* _Data_
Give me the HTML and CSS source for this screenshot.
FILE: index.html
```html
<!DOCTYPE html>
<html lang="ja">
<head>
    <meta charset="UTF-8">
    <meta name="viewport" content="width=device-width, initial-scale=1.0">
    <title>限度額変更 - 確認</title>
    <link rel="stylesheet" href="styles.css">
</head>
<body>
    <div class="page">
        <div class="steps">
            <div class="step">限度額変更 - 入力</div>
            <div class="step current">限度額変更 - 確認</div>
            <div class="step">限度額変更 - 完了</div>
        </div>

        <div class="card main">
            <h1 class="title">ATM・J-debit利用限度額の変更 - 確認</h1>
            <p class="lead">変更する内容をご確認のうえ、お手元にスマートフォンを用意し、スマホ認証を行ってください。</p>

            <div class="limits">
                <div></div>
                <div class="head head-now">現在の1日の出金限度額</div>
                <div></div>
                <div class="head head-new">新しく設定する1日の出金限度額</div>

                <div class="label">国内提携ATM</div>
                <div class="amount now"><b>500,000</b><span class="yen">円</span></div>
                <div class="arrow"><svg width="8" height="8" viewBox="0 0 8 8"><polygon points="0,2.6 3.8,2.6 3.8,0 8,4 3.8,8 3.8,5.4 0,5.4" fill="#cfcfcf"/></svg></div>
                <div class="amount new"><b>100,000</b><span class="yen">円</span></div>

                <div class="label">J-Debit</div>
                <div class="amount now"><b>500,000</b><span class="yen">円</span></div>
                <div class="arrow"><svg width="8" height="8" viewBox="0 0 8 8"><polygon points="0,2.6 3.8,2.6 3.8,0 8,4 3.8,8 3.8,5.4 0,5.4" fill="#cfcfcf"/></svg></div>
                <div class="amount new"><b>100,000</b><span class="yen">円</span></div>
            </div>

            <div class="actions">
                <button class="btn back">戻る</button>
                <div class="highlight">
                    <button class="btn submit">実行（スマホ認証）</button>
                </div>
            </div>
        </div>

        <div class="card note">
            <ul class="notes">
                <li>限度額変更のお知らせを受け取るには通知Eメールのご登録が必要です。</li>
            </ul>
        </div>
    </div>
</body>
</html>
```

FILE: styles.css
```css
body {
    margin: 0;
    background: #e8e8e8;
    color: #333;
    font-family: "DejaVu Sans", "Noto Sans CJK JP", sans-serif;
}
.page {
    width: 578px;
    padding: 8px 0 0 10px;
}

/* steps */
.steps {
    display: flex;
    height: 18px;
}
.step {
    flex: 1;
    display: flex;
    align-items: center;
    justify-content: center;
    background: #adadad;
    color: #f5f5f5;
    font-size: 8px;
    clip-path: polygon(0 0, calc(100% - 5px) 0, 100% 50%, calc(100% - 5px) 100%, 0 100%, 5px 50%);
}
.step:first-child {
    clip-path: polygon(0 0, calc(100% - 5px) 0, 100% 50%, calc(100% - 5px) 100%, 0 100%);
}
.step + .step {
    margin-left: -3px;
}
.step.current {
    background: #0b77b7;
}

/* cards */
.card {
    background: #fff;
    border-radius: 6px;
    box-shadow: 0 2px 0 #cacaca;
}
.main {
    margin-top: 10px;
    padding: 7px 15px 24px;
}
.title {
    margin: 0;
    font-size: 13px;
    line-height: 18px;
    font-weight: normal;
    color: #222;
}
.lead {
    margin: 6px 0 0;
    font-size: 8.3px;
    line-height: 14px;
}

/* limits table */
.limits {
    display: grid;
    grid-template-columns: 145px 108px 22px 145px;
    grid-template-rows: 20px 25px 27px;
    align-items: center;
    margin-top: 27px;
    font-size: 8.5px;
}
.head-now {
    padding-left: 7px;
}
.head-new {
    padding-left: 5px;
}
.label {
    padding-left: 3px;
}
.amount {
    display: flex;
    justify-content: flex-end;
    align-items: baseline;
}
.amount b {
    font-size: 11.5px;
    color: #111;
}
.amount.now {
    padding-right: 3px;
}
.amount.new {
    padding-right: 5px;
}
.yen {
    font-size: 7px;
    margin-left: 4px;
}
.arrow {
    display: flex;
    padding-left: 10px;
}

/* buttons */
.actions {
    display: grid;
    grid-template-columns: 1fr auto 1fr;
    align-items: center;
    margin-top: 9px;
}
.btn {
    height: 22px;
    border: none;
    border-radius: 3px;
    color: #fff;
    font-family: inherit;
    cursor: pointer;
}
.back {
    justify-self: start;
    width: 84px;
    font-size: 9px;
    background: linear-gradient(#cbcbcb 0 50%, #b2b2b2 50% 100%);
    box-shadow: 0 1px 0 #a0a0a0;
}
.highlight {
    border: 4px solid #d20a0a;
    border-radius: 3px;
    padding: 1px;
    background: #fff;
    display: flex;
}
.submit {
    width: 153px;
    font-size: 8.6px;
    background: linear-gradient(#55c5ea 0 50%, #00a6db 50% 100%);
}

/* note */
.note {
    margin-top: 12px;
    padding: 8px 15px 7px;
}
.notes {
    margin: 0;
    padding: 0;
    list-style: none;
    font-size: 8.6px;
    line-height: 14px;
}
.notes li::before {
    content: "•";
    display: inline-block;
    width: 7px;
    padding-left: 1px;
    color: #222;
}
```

---

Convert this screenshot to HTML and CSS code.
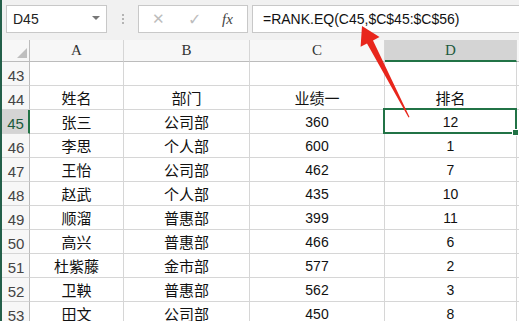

* * *

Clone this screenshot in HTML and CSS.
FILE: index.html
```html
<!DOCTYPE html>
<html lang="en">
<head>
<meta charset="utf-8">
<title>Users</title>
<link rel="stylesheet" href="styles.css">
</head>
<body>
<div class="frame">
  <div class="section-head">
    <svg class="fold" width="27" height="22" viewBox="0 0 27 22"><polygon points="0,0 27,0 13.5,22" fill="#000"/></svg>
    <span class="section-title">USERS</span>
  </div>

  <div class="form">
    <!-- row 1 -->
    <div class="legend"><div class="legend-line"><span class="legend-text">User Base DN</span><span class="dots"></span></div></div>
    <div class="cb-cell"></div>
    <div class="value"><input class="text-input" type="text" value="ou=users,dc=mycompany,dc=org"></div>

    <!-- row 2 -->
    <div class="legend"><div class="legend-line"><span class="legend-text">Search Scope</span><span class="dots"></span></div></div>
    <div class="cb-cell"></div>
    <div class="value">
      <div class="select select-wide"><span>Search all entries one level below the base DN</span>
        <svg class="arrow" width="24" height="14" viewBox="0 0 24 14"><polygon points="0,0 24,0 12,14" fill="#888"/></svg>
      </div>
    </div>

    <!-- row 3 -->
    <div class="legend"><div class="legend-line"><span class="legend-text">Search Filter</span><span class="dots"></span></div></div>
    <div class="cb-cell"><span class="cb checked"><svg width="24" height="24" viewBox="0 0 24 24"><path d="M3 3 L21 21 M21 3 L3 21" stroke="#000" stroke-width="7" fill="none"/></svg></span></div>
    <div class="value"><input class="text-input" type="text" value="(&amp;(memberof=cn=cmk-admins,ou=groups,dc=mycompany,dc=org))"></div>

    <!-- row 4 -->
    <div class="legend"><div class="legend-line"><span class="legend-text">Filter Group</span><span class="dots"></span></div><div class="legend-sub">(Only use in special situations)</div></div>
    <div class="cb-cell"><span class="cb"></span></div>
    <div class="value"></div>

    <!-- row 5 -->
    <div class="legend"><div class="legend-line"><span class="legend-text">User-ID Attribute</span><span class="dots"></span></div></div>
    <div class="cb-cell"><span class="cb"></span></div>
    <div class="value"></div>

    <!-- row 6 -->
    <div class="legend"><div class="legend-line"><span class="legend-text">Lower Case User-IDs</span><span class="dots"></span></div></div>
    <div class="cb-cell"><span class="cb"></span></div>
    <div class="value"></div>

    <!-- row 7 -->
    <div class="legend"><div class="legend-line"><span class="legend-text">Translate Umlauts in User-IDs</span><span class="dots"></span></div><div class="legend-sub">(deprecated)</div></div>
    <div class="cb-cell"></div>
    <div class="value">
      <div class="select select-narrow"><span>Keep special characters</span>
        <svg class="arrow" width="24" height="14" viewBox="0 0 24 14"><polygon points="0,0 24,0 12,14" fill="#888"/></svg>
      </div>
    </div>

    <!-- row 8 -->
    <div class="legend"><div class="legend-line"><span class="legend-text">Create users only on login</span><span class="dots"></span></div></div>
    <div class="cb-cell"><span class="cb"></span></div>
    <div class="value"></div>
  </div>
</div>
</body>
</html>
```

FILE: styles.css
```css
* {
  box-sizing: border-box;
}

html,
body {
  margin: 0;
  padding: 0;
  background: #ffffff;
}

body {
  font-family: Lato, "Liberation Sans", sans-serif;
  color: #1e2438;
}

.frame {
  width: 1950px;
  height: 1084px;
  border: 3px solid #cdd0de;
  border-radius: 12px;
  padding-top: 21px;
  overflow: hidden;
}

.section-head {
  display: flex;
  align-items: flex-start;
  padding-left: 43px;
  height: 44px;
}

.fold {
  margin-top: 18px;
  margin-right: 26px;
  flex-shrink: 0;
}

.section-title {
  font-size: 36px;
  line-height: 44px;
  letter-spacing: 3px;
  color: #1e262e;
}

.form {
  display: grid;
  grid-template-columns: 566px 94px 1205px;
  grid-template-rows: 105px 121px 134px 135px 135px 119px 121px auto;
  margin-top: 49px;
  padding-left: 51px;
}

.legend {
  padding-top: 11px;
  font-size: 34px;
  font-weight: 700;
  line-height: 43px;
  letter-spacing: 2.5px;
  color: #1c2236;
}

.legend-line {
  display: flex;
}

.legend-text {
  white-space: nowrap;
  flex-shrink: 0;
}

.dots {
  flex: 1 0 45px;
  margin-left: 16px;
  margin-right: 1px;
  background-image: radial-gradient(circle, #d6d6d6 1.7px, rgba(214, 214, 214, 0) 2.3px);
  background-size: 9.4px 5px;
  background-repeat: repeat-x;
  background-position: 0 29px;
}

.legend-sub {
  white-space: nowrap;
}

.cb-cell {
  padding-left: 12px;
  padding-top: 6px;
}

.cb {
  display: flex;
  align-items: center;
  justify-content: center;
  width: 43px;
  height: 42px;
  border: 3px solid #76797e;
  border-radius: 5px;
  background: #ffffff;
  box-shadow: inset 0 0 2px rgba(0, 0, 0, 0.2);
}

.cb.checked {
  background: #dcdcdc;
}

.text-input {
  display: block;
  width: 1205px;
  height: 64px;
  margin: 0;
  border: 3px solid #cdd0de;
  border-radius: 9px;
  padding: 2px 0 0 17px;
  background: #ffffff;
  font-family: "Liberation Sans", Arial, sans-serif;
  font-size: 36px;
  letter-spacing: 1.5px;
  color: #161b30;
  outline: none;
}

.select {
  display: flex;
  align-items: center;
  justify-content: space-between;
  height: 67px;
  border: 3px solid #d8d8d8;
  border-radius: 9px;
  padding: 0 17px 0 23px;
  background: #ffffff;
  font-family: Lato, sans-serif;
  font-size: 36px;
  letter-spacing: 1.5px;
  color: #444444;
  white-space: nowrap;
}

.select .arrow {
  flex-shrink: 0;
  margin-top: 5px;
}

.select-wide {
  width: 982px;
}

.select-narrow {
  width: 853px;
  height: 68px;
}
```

* _Required task_
Working from the listing above, pick out every line that has "screenshot" and copy it.

* _Task result_
Give me the HTML and CSS source for this screenshot.
Convert this screenshot to HTML and CSS code.
Clone this screenshot in HTML and CSS.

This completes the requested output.